>>>>
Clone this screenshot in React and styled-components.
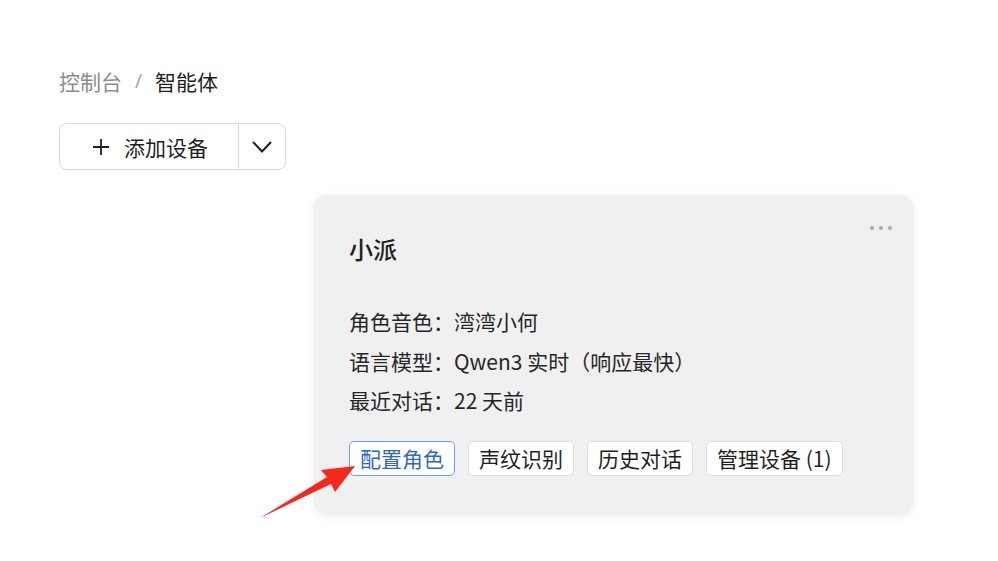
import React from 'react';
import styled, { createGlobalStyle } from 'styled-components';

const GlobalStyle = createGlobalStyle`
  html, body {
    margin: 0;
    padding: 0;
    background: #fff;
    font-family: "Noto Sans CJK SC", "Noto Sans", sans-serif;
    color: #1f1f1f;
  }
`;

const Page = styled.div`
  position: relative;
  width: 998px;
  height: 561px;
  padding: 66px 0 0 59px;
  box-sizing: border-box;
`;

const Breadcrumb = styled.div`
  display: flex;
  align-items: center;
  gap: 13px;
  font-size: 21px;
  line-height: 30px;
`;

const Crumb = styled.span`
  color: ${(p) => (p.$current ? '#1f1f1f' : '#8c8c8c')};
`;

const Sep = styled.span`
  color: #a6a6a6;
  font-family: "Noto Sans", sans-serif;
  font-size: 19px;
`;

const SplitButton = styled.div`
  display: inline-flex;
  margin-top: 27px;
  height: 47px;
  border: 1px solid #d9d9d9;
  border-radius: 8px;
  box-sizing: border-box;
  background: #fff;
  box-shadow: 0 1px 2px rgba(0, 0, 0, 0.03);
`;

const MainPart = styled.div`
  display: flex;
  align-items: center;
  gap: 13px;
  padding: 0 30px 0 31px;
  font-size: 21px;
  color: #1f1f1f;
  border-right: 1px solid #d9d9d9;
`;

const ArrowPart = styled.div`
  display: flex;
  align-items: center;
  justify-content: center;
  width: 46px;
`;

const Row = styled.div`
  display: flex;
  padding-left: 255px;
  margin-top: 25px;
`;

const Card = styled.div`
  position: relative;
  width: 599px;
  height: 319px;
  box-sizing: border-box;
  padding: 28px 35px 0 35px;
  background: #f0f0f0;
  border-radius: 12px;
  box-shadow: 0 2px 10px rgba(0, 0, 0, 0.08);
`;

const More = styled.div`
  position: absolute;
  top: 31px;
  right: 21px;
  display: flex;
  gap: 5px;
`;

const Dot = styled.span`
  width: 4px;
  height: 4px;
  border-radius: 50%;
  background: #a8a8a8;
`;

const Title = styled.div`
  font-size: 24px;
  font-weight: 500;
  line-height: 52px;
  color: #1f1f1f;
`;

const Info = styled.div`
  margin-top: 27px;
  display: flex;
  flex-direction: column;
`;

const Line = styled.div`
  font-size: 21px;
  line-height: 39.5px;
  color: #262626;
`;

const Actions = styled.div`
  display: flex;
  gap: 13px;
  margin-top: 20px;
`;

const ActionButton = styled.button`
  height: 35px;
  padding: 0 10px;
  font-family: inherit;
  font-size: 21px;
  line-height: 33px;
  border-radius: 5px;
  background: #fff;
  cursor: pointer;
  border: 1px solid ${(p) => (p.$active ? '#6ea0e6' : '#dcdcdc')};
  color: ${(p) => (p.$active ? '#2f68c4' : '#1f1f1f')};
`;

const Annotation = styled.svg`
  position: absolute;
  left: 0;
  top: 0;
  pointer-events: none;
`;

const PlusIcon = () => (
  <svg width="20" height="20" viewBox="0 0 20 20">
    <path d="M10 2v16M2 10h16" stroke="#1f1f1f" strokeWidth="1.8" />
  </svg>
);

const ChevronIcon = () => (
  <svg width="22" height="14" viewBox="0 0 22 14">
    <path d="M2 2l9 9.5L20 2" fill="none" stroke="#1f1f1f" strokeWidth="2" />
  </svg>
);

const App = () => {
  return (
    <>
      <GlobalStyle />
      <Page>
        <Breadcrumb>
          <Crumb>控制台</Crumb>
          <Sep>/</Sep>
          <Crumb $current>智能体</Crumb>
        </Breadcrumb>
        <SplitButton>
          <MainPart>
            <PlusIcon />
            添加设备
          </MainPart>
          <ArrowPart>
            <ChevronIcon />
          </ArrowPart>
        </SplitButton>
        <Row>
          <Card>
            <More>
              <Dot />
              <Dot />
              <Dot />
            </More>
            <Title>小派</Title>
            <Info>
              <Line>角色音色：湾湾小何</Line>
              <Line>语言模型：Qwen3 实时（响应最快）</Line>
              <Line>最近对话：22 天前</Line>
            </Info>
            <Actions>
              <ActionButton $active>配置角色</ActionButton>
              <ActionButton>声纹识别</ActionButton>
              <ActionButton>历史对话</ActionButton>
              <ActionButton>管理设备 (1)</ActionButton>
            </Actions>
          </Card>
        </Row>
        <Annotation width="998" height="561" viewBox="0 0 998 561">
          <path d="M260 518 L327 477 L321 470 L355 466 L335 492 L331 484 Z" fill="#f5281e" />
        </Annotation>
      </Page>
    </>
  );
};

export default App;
<<<<
■ SHORT TASK: Make an exact copy of the data above, pictures excluded.

■ SOLUTION FOR THIS EXERCISE:
Clone this screenshot in React and styled-components.
import React from 'react';
import styled, { createGlobalStyle } from 'styled-components';

const GlobalStyle = createGlobalStyle`
  html, body {
    margin: 0;
    padding: 0;
    background: #fff;
    font-family: "Noto Sans CJK SC", "Noto Sans", sans-serif;
    color: #1f1f1f;
  }
`;

const Page = styled.div`
  position: relative;
  width: 998px;
  height: 561px;
  padding: 66px 0 0 59px;
  box-sizing: border-box;
`;

const Breadcrumb = styled.div`
  display: flex;
  align-items: center;
  gap: 13px;
  font-size: 21px;
  line-height: 30px;
`;

const Crumb = styled.span`
  color: ${(p) => (p.$current ? '#1f1f1f' : '#8c8c8c')};
`;

const Sep = styled.span`
  color: #a6a6a6;
  font-family: "Noto Sans", sans-serif;
  font-size: 19px;
`;

const SplitButton = styled.div`
  display: inline-flex;
  margin-top: 27px;
  height: 47px;
  border: 1px solid #d9d9d9;
  border-radius: 8px;
  box-sizing: border-box;
  background: #fff;
  box-shadow: 0 1px 2px rgba(0, 0, 0, 0.03);
`;

const MainPart = styled.div`
  display: flex;
  align-items: center;
  gap: 13px;
  padding: 0 30px 0 31px;
  font-size: 21px;
  color: #1f1f1f;
  border-right: 1px solid #d9d9d9;
`;

const ArrowPart = styled.div`
  display: flex;
  align-items: center;
  justify-content: center;
  width: 46px;
`;

const Row = styled.div`
  display: flex;
  padding-left: 255px;
  margin-top: 25px;
`;

const Card = styled.div`
  position: relative;
  width: 599px;
  height: 319px;
  box-sizing: border-box;
  padding: 28px 35px 0 35px;
  background: #f0f0f0;
  border-radius: 12px;
  box-shadow: 0 2px 10px rgba(0, 0, 0, 0.08);
`;

const More = styled.div`
  position: absolute;
  top: 31px;
  right: 21px;
  display: flex;
  gap: 5px;
`;

const Dot = styled.span`
  width: 4px;
  height: 4px;
  border-radius: 50%;
  background: #a8a8a8;
`;

const Title = styled.div`
  font-size: 24px;
  font-weight: 500;
  line-height: 52px;
  color: #1f1f1f;
`;

const Info = styled.div`
  margin-top: 27px;
  display: flex;
  flex-direction: column;
`;

const Line = styled.div`
  font-size: 21px;
  line-height: 39.5px;
  color: #262626;
`;

const Actions = styled.div`
  display: flex;
  gap: 13px;
  margin-top: 20px;
`;

const ActionButton = styled.button`
  height: 35px;
  padding: 0 10px;
  font-family: inherit;
  font-size: 21px;
  line-height: 33px;
  border-radius: 5px;
  background: #fff;
  cursor: pointer;
  border: 1px solid ${(p) => (p.$active ? '#6ea0e6' : '#dcdcdc')};
  color: ${(p) => (p.$active ? '#2f68c4' : '#1f1f1f')};
`;

const Annotation = styled.svg`
  position: absolute;
  left: 0;
  top: 0;
  pointer-events: none;
`;

const PlusIcon = () => (
  <svg width="20" height="20" viewBox="0 0 20 20">
    <path d="M10 2v16M2 10h16" stroke="#1f1f1f" strokeWidth="1.8" />
  </svg>
);

const ChevronIcon = () => (
  <svg width="22" height="14" viewBox="0 0 22 14">
    <path d="M2 2l9 9.5L20 2" fill="none" stroke="#1f1f1f" strokeWidth="2" />
  </svg>
);

const App = () => {
  return (
    <>
      <GlobalStyle />
      <Page>
        <Breadcrumb>
          <Crumb>控制台</Crumb>
          <Sep>/</Sep>
          <Crumb $current>智能体</Crumb>
        </Breadcrumb>
        <SplitButton>
          <MainPart>
            <PlusIcon />
            添加设备
          </MainPart>
          <ArrowPart>
            <ChevronIcon />
          </ArrowPart>
        </SplitButton>
        <Row>
          <Card>
            <More>
              <Dot />
              <Dot />
              <Dot />
            </More>
            <Title>小派</Title>
            <Info>
              <Line>角色音色：湾湾小何</Line>
              <Line>语言模型：Qwen3 实时（响应最快）</Line>
              <Line>最近对话：22 天前</Line>
            </Info>
            <Actions>
              <ActionButton $active>配置角色</ActionButton>
              <ActionButton>声纹识别</ActionButton>
              <ActionButton>历史对话</ActionButton>
              <ActionButton>管理设备 (1)</ActionButton>
            </Actions>
          </Card>
        </Row>
        <Annotation width="998" height="561" viewBox="0 0 998 561">
          <path d="M260 518 L327 477 L321 470 L355 466 L335 492 L331 484 Z" fill="#f5281e" />
        </Annotation>
      </Page>
    </>
  );
};

export default App;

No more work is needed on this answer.